For illustrative and informational purposes, the consideration of the takeover transaction represents a premium estimated to be in excess of 600 per cent to the last traded market price of Dixie Gold, which was nine cents on Oct. 24, 2023 (as further calculated by the total cash consideration and equity component using Omnia's last traded price (7.8 Australian cents) on its home exchange with an Australian dollar/Canadian dollar exchange rate of 0.8649 denominated by the outstanding capital of Dixie Gold).

Subject to all necessary approvals, it is anticipated that the takeover transaction contemplated under the agreement would be implemented through a plan of arrangement under provisions of the Business Corporations Act (British Columbia) whereby Dixie Gold would, if the matter is successfully completed, become a wholly owned subsidiary of Omnia. Upon successful completion of the takeover transaction, the consideration is expected to be received by Dixie Gold shareholders, with rounding to the nearest whole share if and as applicable. In addition to its proposed acquisition of the corporation's 25,737,188 common shares outstanding, the agreement includes provision for Omnia to acquire the corporation's 325,000 outstanding stock options. The corporation has no warrants outstanding.

Under the agreement, Omnia will pay Dixie Gold a $300,000 fee for entering into an exclusivity period and providing certain due diligence related to the agreement and the takeover transaction, unrestricted funds of which the corporation intends to use for legal fees, professional fees, shareholder meeting costs and other expenses anticipated under the agreement and its related takeover transaction, as well as for working capital purposes. Further to the exclusivity period, the corporation has agreed to certain general and customary non-circumvention provisions (the non-solicit provisions). In accordance with the preservation of fiduciary duty by the corporation, a superior bid provision is provided for within the agreement, which if it, or another defined breach under the agreement, is triggered or is otherwise demonstrated, would result in the corporation having obligation to Omnia of an amount equal to the exclusivity fee.
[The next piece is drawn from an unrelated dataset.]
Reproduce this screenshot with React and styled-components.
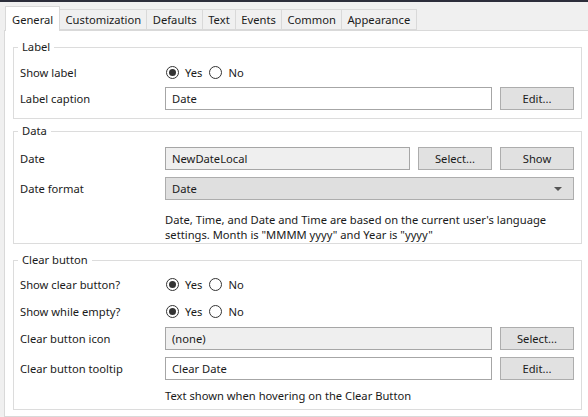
import { Component } from "react";
import styled, { createGlobalStyle } from "styled-components";

const GlobalStyle = createGlobalStyle`
  html, body {
    margin: 0;
    padding: 0;
    background: #f0f0f0;
    overflow: hidden;
  }
  body {
    font-family: "Noto Sans", "Open Sans", sans-serif;
    font-size: 11.2px;
    color: #1a1a1a;
  }
`;

const Window = styled.div`
  width: 588px;
  height: 417px;
  overflow: hidden;
  display: flex;
  flex-direction: column;
`;

const TopBar = styled.div`
  height: 2px;
  background: #2c2e3b;
  flex: none;
`;

const TabStrip = styled.div`
  display: flex;
  align-items: flex-end;
  height: 28px;
  padding-left: 5px;
  flex: none;
  position: relative;
  z-index: 1;
`;

const Tab = styled.div`
  box-sizing: border-box;
  height: ${p => (p.$active ? "25px" : "21px")};
  margin-bottom: ${p => (p.$active ? "-1px" : "0")};
  margin-left: -1px;
  padding: 0 ${p => (p.$active ? "6px" : "5.3px")};
  display: flex;
  align-items: center;
  justify-content: center;
  border: 1px solid #d9d9d9;
  border-bottom: ${p => (p.$active ? "none" : "1px solid #d9d9d9")};
  background: ${p => (p.$active ? "#ffffff" : "#f0f0f0")};
  white-space: nowrap;
  &:first-child {
    margin-left: 0;
  }
`;

const Panel = styled.div`
  box-sizing: border-box;
  flex: 1;
  width: 640px;
  margin-left: 4px;
  background: #fff;
  border: 1px solid #d9d9d9;
  padding: 8px 0 0 8px;
`;

const Group = styled.fieldset`
  box-sizing: border-box;
  width: 569px;
  margin: 0 0 ${p => p.$mb ?? 4}px 0;
  padding: 0 7px ${p => p.$pb ?? 7}px 6px;
  border: 1px solid #dcdcdc;
`;

const Legend = styled.legend`
  margin-left: -2px;
  padding: 0 4px;
  line-height: 16px;
`;

const Row = styled.div`
  display: flex;
  align-items: center;
  height: 23px;
  margin-top: ${p => p.$mt ?? 4}px;
`;

const RowLabel = styled.div`
  width: 145px;
  flex: none;
  white-space: nowrap;
`;

const Field = styled.div`
  box-sizing: border-box;
  flex: 1;
  height: 23px;
  display: flex;
  align-items: center;
  padding: 0 6px;
  border: 1px solid ${p => (p.$variant === "combo" ? "#adadad" : "#a6a6a6")};
  background: ${p =>
    p.$variant === "readonly" ? "#efefef" : p.$variant === "combo" ? "#dfdfdf" : "#fff"};
  position: relative;
`;

const ComboArrow = styled.span`
  position: absolute;
  right: 11px;
  top: 9px;
  width: 0;
  height: 0;
  border-left: 4px solid transparent;
  border-right: 4px solid transparent;
  border-top: 4px solid #555;
`;

const Button = styled.div`
  box-sizing: border-box;
  width: 74px;
  height: 23px;
  flex: none;
  margin-left: 8px;
  display: flex;
  align-items: center;
  justify-content: center;
  background: #e1e1e1;
  border: 1px solid #adadad;
`;

const RadioGroup = styled.div`
  display: flex;
  align-items: center;
  padding-left: 1px;
`;

const RadioOption = styled.label`
  display: flex;
  align-items: center;
  margin-right: 7px;
`;

const RadioCircle = styled.span`
  box-sizing: border-box;
  width: 13px;
  height: 13px;
  border-radius: 50%;
  border: 1px solid #333;
  margin-right: 6px;
  display: flex;
  align-items: center;
  justify-content: center;
  &::after {
    content: "";
    width: 7px;
    height: 7px;
    border-radius: 50%;
    background: ${p => (p.$checked ? "#333" : "transparent")};
  }
`;

const HelpText = styled.div`
  margin-left: 145px;
  line-height: 15px;
  padding-top: ${p => p.$pt ?? 8}px;
`;

const tabs = ["General", "Customization", "Defaults", "Text", "Events", "Common", "Appearance"];

class YesNo extends Component {
  render() {
    return (
      <RadioGroup>
        <RadioOption>
          <RadioCircle $checked />
          Yes
        </RadioOption>
        <RadioOption>
          <RadioCircle />
          No
        </RadioOption>
      </RadioGroup>
    );
  }
}

export default class App extends Component {
  render() {
    return (
      <Window>
        <GlobalStyle />
        <TopBar />
        <TabStrip>
          {tabs.map((t, i) => (
            <Tab key={t} $active={i === 0}>{t}</Tab>
          ))}
        </TabStrip>
        <Panel>
          <Group $mb={4} $pb={8}>
            <Legend>Label</Legend>
            <Row $mt={6}>
              <RowLabel>Show label</RowLabel>
              <YesNo />
            </Row>
            <Row $mt={3}>
              <RowLabel>Label caption</RowLabel>
              <Field>Date</Field>
              <Button>Edit...</Button>
            </Row>
          </Group>

          <Group $pb={1} $mb={8}>
            <Legend>Data</Legend>
            <Row $mt={8}>
              <RowLabel>Date</RowLabel>
              <Field $variant="readonly">NewDateLocal</Field>
              <Button>Select...</Button>
              <Button>Show</Button>
            </Row>
            <Row $mt={7}>
              <RowLabel>Date format</RowLabel>
              <Field $variant="combo">
                Date
                <ComboArrow />
              </Field>
            </Row>
            <HelpText $pt={12}>
              Date, Time, and Date and Time are based on the current user's language
              <br />
              settings. Month is "MMMM yyyy" and Year is "yyyy"
            </HelpText>
          </Group>

          <Group $pb={6}>
            <Legend>Clear button</Legend>
            <Row $mt={5}>
              <RowLabel>Show clear button?</RowLabel>
              <YesNo />
            </Row>
            <Row>
              <RowLabel>Show while empty?</RowLabel>
              <YesNo />
            </Row>
            <Row>
              <RowLabel>Clear button icon</RowLabel>
              <Field $variant="readonly">(none)</Field>
              <Button>Select...</Button>
            </Row>
            <Row $mt={7}>
              <RowLabel>Clear button tooltip</RowLabel>
              <Field>Clear Date</Field>
              <Button>Edit...</Button>
            </Row>
            <HelpText $pt={8}>Text shown when hovering on the Clear Button</HelpText>
          </Group>
        </Panel>
      </Window>
    );
  }
}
The agreement, which was dated Oct. 24, 2023, was duly approved by the independent directors of the corporation and the takeover transaction is subject to various conditions customary in transaction matters of this kind, including, as applicable but without limitation, receipt of all necessary regulatory approvals, shareholder approvals, court approval(s) and the entering into of an arrangement agreement. Customary approvals are also required on part of Omnia. There are no finders' fees payable under the agreement nor under the takeover transaction.

Further material and details, inclusive of process timing, shall be forthcoming to shareholders in due and ordinary course.

Information related to the transaction will be disseminated on part of Omnia at the appropriate juncture and at that time may be found by interested parties through the ASX website, where Omnia is listed under ticker symbol OM1. Trading in the securities of Omnia has been placed under a regulatory halt, as requested by Omnia, and as further connected to matters generally described herein.

About Dixie Gold Inc.

Dixie Gold is a publicly traded exploration company holding a portfolio of exploration projects in Canada.

We seek Safe Harbor.

© 2024 Canjex Publishing Ltd. All rights reserved.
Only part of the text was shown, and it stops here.